I’m not a teacher but I’m proud to say that I come from a family of teachers. Next month, after more than 30 years in the profession, and at just 56, one close relative will be retiring on grounds of ill-health. Last January she suffered a pulmonary embolism, brought on, in a roundabout way, by the stresses and demands of her job. I tell you this because all too often I hear someone warble on about what a cushy number teachers have got. These people are wrong, and increasingly so.

Along with doctors, nurses and the emergency and uniformed services, teachers are part of the outstanding cadre of public servants who together form the very backbone of Britain. It’s testament to the integral role teachers play within the day-to-day function of our society that just the whisper of an all-out strike will so incense broad swathes of the media, politicians and the public alike. Parents everywhere entrust teachers with their children’s education, their development and their safety on a daily basis. So why aren’t they more revered?

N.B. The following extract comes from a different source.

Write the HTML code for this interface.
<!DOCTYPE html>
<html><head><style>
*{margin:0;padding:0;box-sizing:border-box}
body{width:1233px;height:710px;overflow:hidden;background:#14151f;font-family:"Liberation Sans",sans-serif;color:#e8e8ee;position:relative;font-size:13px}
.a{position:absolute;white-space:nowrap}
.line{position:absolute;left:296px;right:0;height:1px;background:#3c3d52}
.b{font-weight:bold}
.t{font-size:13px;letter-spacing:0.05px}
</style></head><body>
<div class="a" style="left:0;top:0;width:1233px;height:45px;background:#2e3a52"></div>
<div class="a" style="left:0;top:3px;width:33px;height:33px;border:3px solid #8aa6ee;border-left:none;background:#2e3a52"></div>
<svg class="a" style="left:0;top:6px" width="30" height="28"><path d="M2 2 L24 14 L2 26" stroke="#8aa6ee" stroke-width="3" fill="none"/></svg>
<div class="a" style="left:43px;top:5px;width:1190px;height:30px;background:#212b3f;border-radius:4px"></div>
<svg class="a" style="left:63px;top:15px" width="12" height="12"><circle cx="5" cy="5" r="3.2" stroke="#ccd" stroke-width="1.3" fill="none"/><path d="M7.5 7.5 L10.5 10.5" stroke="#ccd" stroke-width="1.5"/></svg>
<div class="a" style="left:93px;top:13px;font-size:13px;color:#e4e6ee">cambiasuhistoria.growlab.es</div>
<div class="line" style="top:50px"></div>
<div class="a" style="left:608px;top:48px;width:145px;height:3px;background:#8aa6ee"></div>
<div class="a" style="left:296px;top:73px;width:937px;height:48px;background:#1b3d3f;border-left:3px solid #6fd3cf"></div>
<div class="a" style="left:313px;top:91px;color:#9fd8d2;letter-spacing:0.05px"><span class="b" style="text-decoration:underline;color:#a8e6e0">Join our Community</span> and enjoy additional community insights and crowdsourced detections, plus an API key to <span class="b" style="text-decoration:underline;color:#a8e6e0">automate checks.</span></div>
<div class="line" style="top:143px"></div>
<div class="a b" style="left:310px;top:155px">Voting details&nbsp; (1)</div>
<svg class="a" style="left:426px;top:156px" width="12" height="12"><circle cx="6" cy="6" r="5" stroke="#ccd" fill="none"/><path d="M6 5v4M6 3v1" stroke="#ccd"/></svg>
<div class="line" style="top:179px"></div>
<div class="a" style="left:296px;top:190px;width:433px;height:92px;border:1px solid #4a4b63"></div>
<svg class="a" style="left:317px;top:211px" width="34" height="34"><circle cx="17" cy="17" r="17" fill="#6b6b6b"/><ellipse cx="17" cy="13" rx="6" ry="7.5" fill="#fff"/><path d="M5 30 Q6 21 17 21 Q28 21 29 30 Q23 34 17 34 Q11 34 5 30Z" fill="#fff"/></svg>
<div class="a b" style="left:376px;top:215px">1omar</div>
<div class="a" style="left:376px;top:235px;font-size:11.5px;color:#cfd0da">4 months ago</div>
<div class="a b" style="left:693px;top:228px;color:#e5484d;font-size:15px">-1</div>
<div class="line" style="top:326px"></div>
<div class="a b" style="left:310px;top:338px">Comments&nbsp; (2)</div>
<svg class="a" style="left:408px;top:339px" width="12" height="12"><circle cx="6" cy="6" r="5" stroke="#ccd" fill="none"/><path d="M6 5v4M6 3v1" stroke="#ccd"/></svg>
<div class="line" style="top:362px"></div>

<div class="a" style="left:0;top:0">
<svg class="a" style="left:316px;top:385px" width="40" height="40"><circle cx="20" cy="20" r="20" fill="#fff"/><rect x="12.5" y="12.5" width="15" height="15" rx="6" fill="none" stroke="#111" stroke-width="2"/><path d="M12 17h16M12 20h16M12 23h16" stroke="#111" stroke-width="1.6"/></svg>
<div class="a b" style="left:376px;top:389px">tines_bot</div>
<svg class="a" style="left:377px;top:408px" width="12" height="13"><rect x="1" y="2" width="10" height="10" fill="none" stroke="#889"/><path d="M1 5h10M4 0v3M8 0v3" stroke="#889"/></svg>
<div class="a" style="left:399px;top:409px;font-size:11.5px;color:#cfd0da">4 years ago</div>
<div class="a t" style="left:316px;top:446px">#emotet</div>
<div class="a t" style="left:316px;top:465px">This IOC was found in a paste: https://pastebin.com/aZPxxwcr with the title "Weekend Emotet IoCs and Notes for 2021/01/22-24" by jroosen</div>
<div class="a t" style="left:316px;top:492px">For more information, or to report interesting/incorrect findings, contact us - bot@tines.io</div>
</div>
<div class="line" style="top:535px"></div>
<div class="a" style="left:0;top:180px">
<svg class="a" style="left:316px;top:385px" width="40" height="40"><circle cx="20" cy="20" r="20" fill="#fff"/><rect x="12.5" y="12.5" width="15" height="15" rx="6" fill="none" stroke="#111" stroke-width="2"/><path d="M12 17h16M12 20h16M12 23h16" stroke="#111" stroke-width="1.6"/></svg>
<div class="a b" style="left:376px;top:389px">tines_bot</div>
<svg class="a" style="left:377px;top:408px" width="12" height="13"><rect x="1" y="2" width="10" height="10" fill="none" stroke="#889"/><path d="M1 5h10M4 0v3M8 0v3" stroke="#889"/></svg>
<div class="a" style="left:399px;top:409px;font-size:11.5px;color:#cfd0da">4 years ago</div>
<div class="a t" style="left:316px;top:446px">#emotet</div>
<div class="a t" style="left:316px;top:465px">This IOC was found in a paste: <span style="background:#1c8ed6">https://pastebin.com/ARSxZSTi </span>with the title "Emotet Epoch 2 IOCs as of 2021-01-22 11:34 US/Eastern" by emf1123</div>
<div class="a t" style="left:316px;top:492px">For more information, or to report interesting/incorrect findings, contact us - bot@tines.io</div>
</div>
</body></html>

The truth is that it isn’t easy being a teacher. Sure, there’s a decent salary, a pension, regular hours and long holidays. But you’ll be hard-pressed to find a teacher who doesn’t start early or stay late, be it lesson planning or marking. Or one who doesn’t spend a good chunk of their holidays writing reports. Furthermore, many are expected to educate their classes whilst managing a crowd of sometimes abusive, foul-mouthed and almost always unappreciative teenagers (even pre-teens). I jest but in reality teachers are often relied upon to identify underlying learning difficulties or to provide support for vulnerable young people whose unstable and sometimes appalling home conditions leave them isolated and at risk. All of this with a multitude of deadlines and targets to meet.

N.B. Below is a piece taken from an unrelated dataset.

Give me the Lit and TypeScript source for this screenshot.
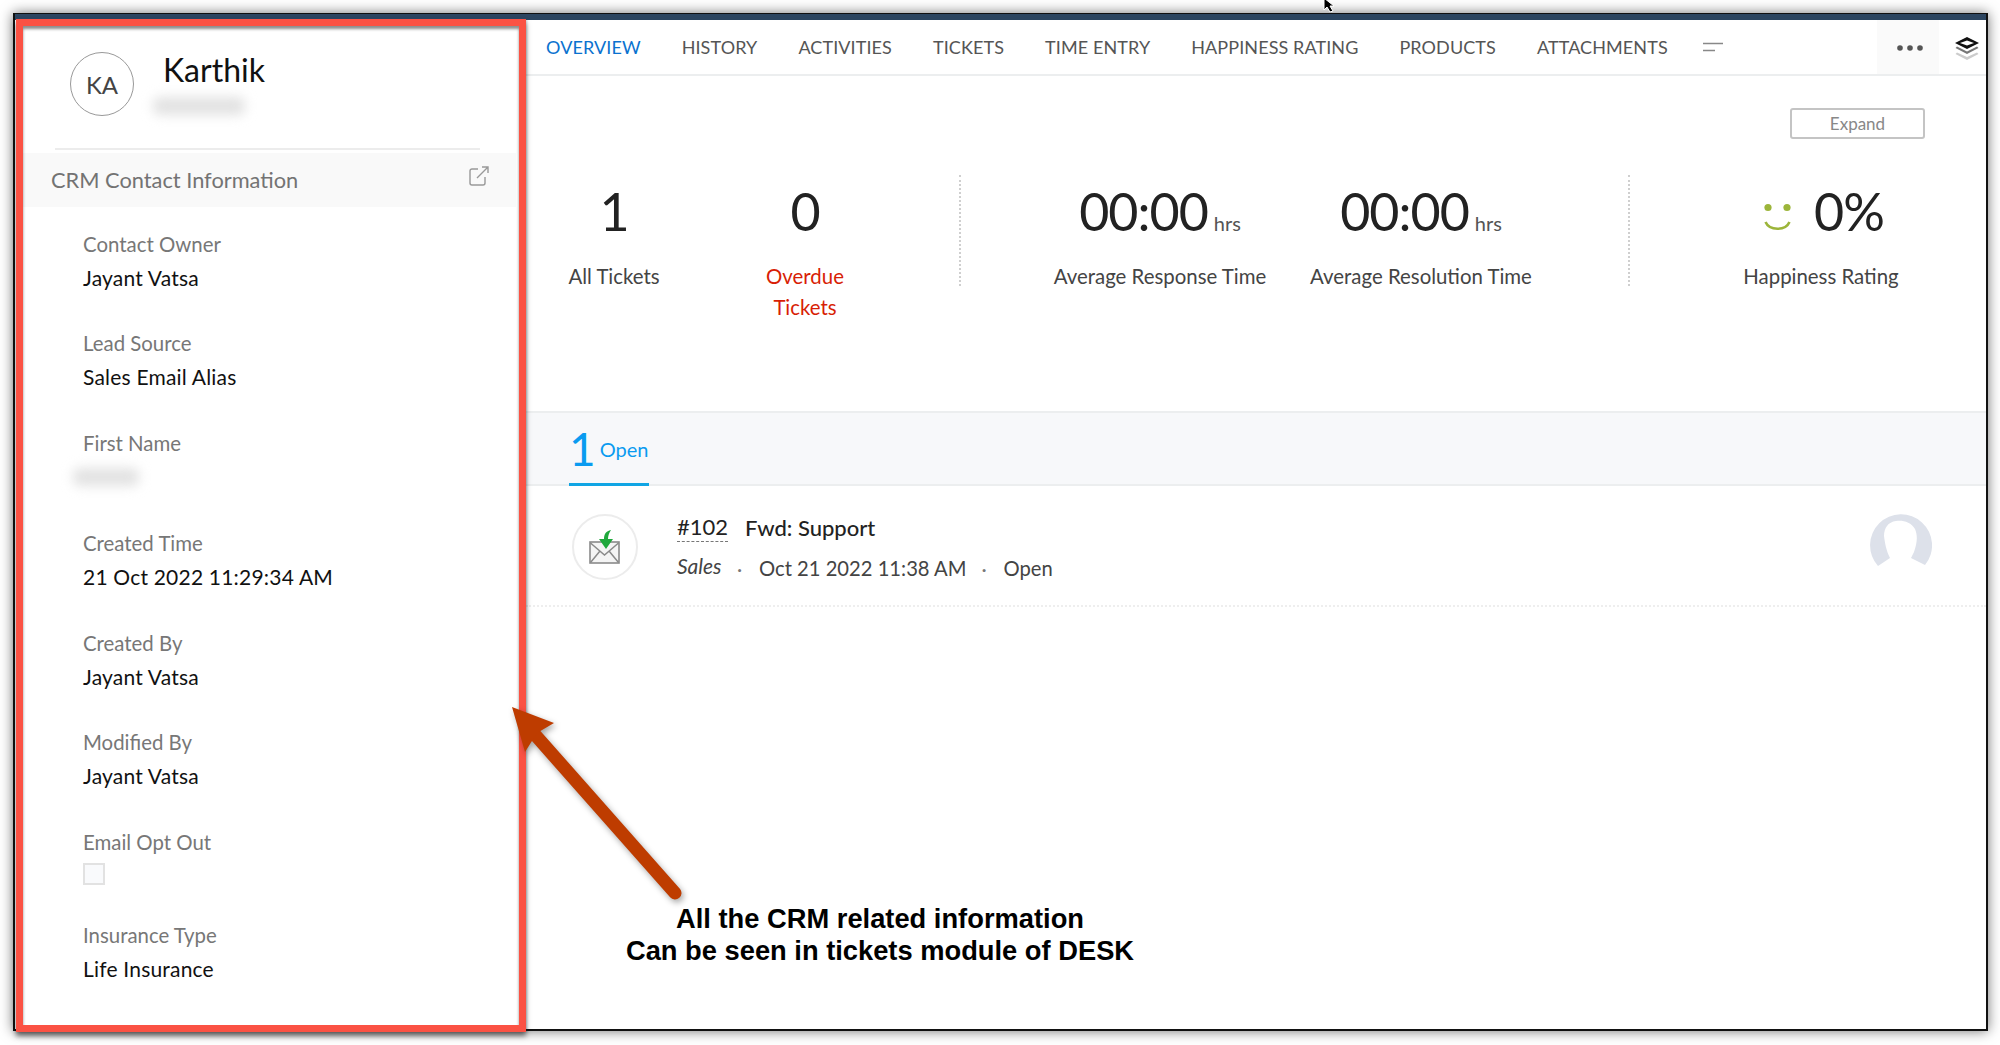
import { LitElement, html, css, svg } from "lit";
import { customElement } from "lit/decorators.js";

const tabs = ["HISTORY", "ACTIVITIES", "TICKETS", "TIME ENTRY", "HAPPINESS RATING", "PRODUCTS", "ATTACHMENTS"];
const fields: [string, string][] = [
  ["Contact Owner", "Jayant Vatsa"],
  ["Lead Source", "Sales Email Alias"],
  ["First Name", ""],
  ["Created Time", "21 Oct 2022 11:29:34 AM"],
  ["Created By", "Jayant Vatsa"],
  ["Modified By", "Jayant Vatsa"],
];

@customElement("app-root")
export class AppRoot extends LitElement {
  static styles = css`
    :host { display: block; position: relative; width: 2000px; height: 1045px; overflow: hidden; background: #fff;
      font-family: Lato, "Open Sans", sans-serif; color: #333; }
    * { box-sizing: border-box; }
    .page { padding: 13px 12px 0 13px; height: 1045px; }
    .win { display: flex; flex-direction: column; height: 1018px; border: 2px solid #111; border-top-width: 1px; border-bottom-width: 2px; background: #fff;
      box-shadow: 0 0 12px rgba(0,0,0,.55); }
    .navy { height: 6px; background: #2c4560; flex: none; }
    .body { display: flex; flex: 1; min-height: 0; }
    .side { width: 511px; flex: none; }
    .head { height: 128px; padding: 32px 0 0 55px; display: flex; position: relative; }
    .avatar { width: 64px; height: 64px; border: 1.5px solid #999; border-radius: 50%; display: flex; align-items: center; justify-content: center; font-size: 24px; color: #444; flex: none; }
    .who { margin-left: 29px; display: flow-root; }
    .name { font-size: 32px; line-height: 38px; color: #111; margin-top: -1px; }
    .blur { background: #e2e2e2; filter: blur(6px); border-radius: 6px; }
    .who .blur { width: 92px; height: 18px; margin: 8px 0 0 -10px; }
    .rule { height: 2px; background: #ececec; margin: 0 46px 0 40px; }
    .strip { margin: 3px 10px 0 8px; height: 54px; background: #f9f9f9; display: flex; align-items: center; justify-content: space-between; padding: 0 27px 2px 28px; font-size: 21.8px; color: #737373; }
    .strip svg { margin-top: -6px; }
    .fields { padding: 19.5px 0 0 68px; }
    .field { padding-bottom: 31.8px; }
    .field.check { padding-bottom: 33px; }
    .lbl { font-size: 20.4px; line-height: 34px; color: #777; }
    .val { font-size: 21px; line-height: 34px; color: #111; height: 34px; letter-spacing: .2px; display: flow-root; }
    .val .blur { width: 66px; height: 18px; margin: 8px 0 0 -10px; }
    .box { width: 22px; height: 22px; margin-top: 4px; border: 2px solid #e2e2e2; background: #f9fafc; }
    .main { flex: 1; min-width: 0; display: flex; flex-direction: column; }
    .tabs { height: 56px; flex: none; border-bottom: 2px solid #eceeef; display: flex; align-items: center; padding-left: 20px; gap: 41px; font-size: 18px; letter-spacing: .1px; color: #555; position: relative; }
    .tabs .on { color: #0a72cf; }
    .tabs .menu { margin-left: -6px; }
    .more { margin-left: auto; display: flex; align-items: center; height: 100%; }
    .dots { width: 62px; height: 100%; background: #fafafa; display: flex; align-items: center; justify-content: center; padding: 2px 0 0 3px; }
    .layers { width: 47px; display: flex; justify-content: center; padding: 2px 0 0 9px; }
    .expand-row { display: flex; justify-content: flex-end; padding: 32px 61px 0 0; }
    .expand { width: 135px; height: 31px; border: 2px solid #c4c4c4; border-radius: 3px; font-size: 17px; color: #888; display: flex; align-items: center; justify-content: center; background: #fff; }
    .stats { display: grid; grid-template-columns: 176px 206px 104px 296px 226px 190px 194px; margin-top: 42px; height: 230px; align-content: start; text-align: center; }
    .num { font-size: 52px; line-height: 60px; letter-spacing: -1px; color: #222; height: 60px; display: flex; justify-content: center; align-items: baseline; }
    .num small { font-size: 20px; letter-spacing: 0; margin-left: 6px; color: #555; }
    .slab { font-size: 20.4px; line-height: 31px; margin-top: 20px; color: #444; white-space: nowrap; }
    .red { color: #d81e05; }
    .divider { justify-self: center; width: 0; height: 111px; margin-top: -6px; border-left: 2px dotted #cfcfcf; }
    .hap .num { padding-left: 6px; }
    .smile { margin: 12px 23px 0 0; align-self: center; }
    .tstrip { height: 75px; flex: none; background: #f7f8fa; border-top: 2px solid #eceeef; border-bottom: 2px solid #eceeef; padding-left: 43px; }
    .opentab { display: inline-flex; align-items: center; gap: 4px; height: 73px; padding: 2px 0 0 0; width: 80px; border-bottom: 3px solid #10a5e4; color: #0a9bf0; font-size: 20px; }
    .opentab b { font-weight: 400; font-size: 46px; line-height: 60px; }
    .ticket { height: 121px; flex: none; border-bottom: 2px dotted #eee; display: flex; position: relative; padding: 28px 0 0 46px; }
    .ticon { width: 66px; height: 66px; border: 2px solid #ececec; border-radius: 50%; display: flex; align-items: center; justify-content: center; flex: none; }
    .tbody { margin-left: 39px; }
    .tline1 { display: flex; gap: 17px; font-size: 22px; line-height: 30px; color: #222; font-weight: 500; margin-top: -1px; }
    .tid { font-weight: 400; border-bottom: 1.5px dashed #777; height: 29px; line-height: 27px; }
    .tline2 { display: flex; font-size: 20.2px; line-height: 30px; color: #444; margin-top: 10px; }
    .tline2 i { width: 46px; margin-right: 14px; font-size: 21px; margin-top: -2px; }
    .sep { width: 8px; margin-right: 14px; color: #777; font-size: 20px; }
    .sep.two { margin-left: 15px; }
    .person { position: absolute; right: 54px; top: 25px; }
    .mark { position: absolute; left: 16px; top: 19px; width: 510px; height: 1013px; border: 7px solid #fb5244;
      box-shadow: 0 4px 5px rgba(0,0,0,.5), inset 0 3px 3px rgba(0,0,0,.45), 1px 0 2px rgba(60,90,110,.25); pointer-events: none; }
    .arrow { position: absolute; left: 0; top: 0; filter: drop-shadow(2px 3px 3px rgba(0,0,0,.35)); }
    .note { position: absolute; left: 480px; top: 903px; width: 800px; text-align: center; font-family: "Liberation Sans", Arial, sans-serif; font-weight: 700; font-size: 27.3px; line-height: 32px; color: #000; }
    .cursor { position: absolute; left: 1322px; top: -2px; }
  `;

  render() {
    return html`
      <div class="page"><div class="win">
        <div class="navy"></div>
        <div class="body">
          <aside class="side">
            <div class="head">
              <div class="avatar">KA</div>
              <div class="who"><div class="name">Karthik</div><div class="blur"></div></div>
            </div>
            <div class="rule"></div>
            <div class="strip">CRM Contact Information
              <svg width="20" height="20" viewBox="0 0 20 20" fill="none" stroke="#999" stroke-width="1.4">
                <path d="M9 3H3a2 2 0 0 0-2 2v12a2 2 0 0 0 2 2h11a2 2 0 0 0 2-2v-6" /><path d="M8 12 19 1M13 1h6v6" />
              </svg>
            </div>
            <div class="fields">
              ${fields.map(([l, v]) => html`<div class="field"><div class="lbl">${l}</div>
                <div class="val">${v ? v : html`<div class="blur"></div>`}</div></div>`)}
              <div class="field check"><div class="lbl">Email Opt Out</div><div class="box"></div></div>
              <div class="field"><div class="lbl">Insurance Type</div><div class="val">Life Insurance</div></div>
            </div>
          </aside>
          <main class="main">
            <nav class="tabs">
              <span class="on">OVERVIEW</span>
              ${tabs.map((t) => html`<span>${t}</span>`)}
              <svg class="menu" width="20" height="10" viewBox="0 0 20 10" stroke="#888" stroke-width="1.6"><path d="M0 1.5h20M0 8.5h12" /></svg>
              <div class="more">
                <div class="dots"><svg width="26" height="6" viewBox="0 0 26 6" fill="#555"><circle cx="3" cy="3" r="2.8" /><circle cx="13" cy="3" r="2.8" /><circle cx="23" cy="3" r="2.8" /></svg></div>
                <div class="layers"><svg width="24" height="23" viewBox="0 0 24 23">
                  <path d="M12 0 24 6 12 12 0 6Z" fill="#111" /><path d="M12 3.6 19 6 12 8.6 5 6Z" fill="#fff" />
                  <path d="M2 9.5 12 14.5 22 9.5 23.5 11 12 17 .5 11Z" fill="#777" />
                  <path d="M2 15.5 12 20 22 15.5 23.5 17 12 23 .5 17Z" fill="#ccc" />
                </svg></div>
              </div>
            </nav>
            <div class="expand-row"><div class="expand">Expand</div></div>
            <section class="stats">
              <div><div class="num">1</div><div class="slab">All Tickets</div></div>
              <div><div class="num">0</div><div class="slab red">Overdue<br />Tickets</div></div>
              <div class="divider"></div>
              <div><div class="num">00:00<small>hrs</small></div><div class="slab">Average Response Time</div></div>
              <div><div class="num">00:00<small>hrs</small></div><div class="slab">Average Resolution Time</div></div>
              <div class="divider"></div>
              <div class="hap">
                <div class="num"><svg class="smile" width="27" height="28" viewBox="0 0 27 28" fill="none">
                  <circle cx="4" cy="4.5" r="3.6" fill="#9cb53a" /><circle cx="23" cy="4.5" r="3.6" fill="#9cb53a" />
                  <path d="M1.5 19c4 9 20 9 24 0" stroke="#9cb53a" stroke-width="2.6" /></svg>0%</div>
                <div class="slab">Happiness Rating</div>
              </div>
            </section>
            <div class="tstrip"><div class="opentab"><b>1</b>Open</div></div>
            <div class="ticket">
              <div class="ticon"><svg width="32" height="34" viewBox="0 0 32 34">
                <rect x="1" y="12" width="29" height="21" fill="#f4f4f4" stroke="#8a8a8a" stroke-width="1.6" />
                <path d="M1.5 13 15.5 25 29.5 13M1.5 32.5 11 21M29.5 32.5 20 21" fill="none" stroke="#8a8a8a" stroke-width="1.5" />
                <path d="M22 0c-5 1-7 4-7 9H10l7 10 7-10h-5c0-3 1-6 3-9Z" fill="#1fa83c" />
              </svg></div>
              <div class="tbody">
                <div class="tline1"><span class="tid">#102</span><span>Fwd: Support</span></div>
                <div class="tline2"><i>Sales</i><span class="sep">·</span><span>Oct 21 2022 11:38 AM</span><span class="sep two">·</span><span>Open</span></div>
              </div>
              <svg class="person" width="64" height="58" viewBox="69 30 64 58">
                <path d="M79 85A31 31 0 1 1 126 84L112 77 115 71C118 62 119 55 116 48 112 41 104 39 97 40 89 41 85 47 85 55 86 62 87 69 91 77Z" fill="#dde1ea" />
              </svg>
            </div>
          </main>
        </div>
      </div></div>
      <div class="mark"></div>
      <svg class="arrow" width="720" height="920" viewBox="0 0 720 920">
        ${svg`<path d="M530 729 675 893" stroke="#be3c00" stroke-width="13" stroke-linecap="round" fill="none" />
        <path d="M512 707 554 723 537 733 525 752Z" fill="#be3c00" />`}
      </svg>
      <div class="note">All the CRM related information<br />Can be seen in tickets module of DESK</div>
      <svg class="cursor" width="16" height="14" viewBox="0 0 16 14">
        <path d="M2 0 2 12 5 9 8 14 11 13 8 8 12 8Z" fill="#000" stroke="#fff" stroke-width="1" />
      </svg>
    `;
  }
}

It’s little wonder that stress, anxiety, depression, insomnia, alcoholism and increased risk of suicide are oft-cited side-effects of teaching. I’m fortunate to count some inspiring teachers amongst my friends and my colleagues in the Labour Party. I’m sad to say that a couple have been forced into premature retirement on grounds of ill-health. Both had depression. There’s no doubt that the last Labour government brought about unparalleled improvements to the profession with investment in education at an all-time high but, still, in 2007 research showed that  more than half of all teachers thought of quitting, early retirements were on the rise and 71% of Scottish teachers believed their job was affecting their health.

But things are only going to get worse. Teachers face unrelenting and ever-increasing pressures from a variety of sources. Changes in the welfare system, including cuts to EMA, will make it harder for some families to justify keeping students in full time education beyond sixteen. Whilst rising unemployment and reduced household incomes will wreak havoc on the home lives of younger children, with inevitable impact in the classroom. On top of that, the Government is hell-bent on implementing its ideologically-driven, absurd marketisation of public education via the Free Schools programme, which plays perfectly into the hands of pushy parents and further undermines the teaching profession. At a time when the Government is scrapping long-planned school rebuilding projects and reducing the budgets of SEN departments in local authorities across the Country, the Secretary of State for Education wants to fork out hundreds of thousands of pounds on new Bibles for schools. It’s fair to say that good teachers are facing an uphill battle.

Already, schools are talking of a crisis in recruitment. Everybody understands the profound effect that an inspirational teacher can have on a young person’s life. But there’s a real risk that those inspirational teachers will grow fewer and further between if we can’t attract the brightest, most outstanding candidates to what is a noble but underappreciated profession. The longer-term consequences of which will be the failure of successive generations of young Britons.

Teachers perform an outstanding and demanding job in more than difficult conditions. They are on the front-line in the battle to mitigate the effects of cruel and damaging Tory policy, working hard to ensure that, whatever their personal circumstances, young people everywhere have as good and equal a start in life as is possible. Teachers deserve better than the cruel and disparaging treatment they will receive from the press and public over the next few days, for everything that they and successive Labour schools and education ministers worked for is at very serious risk.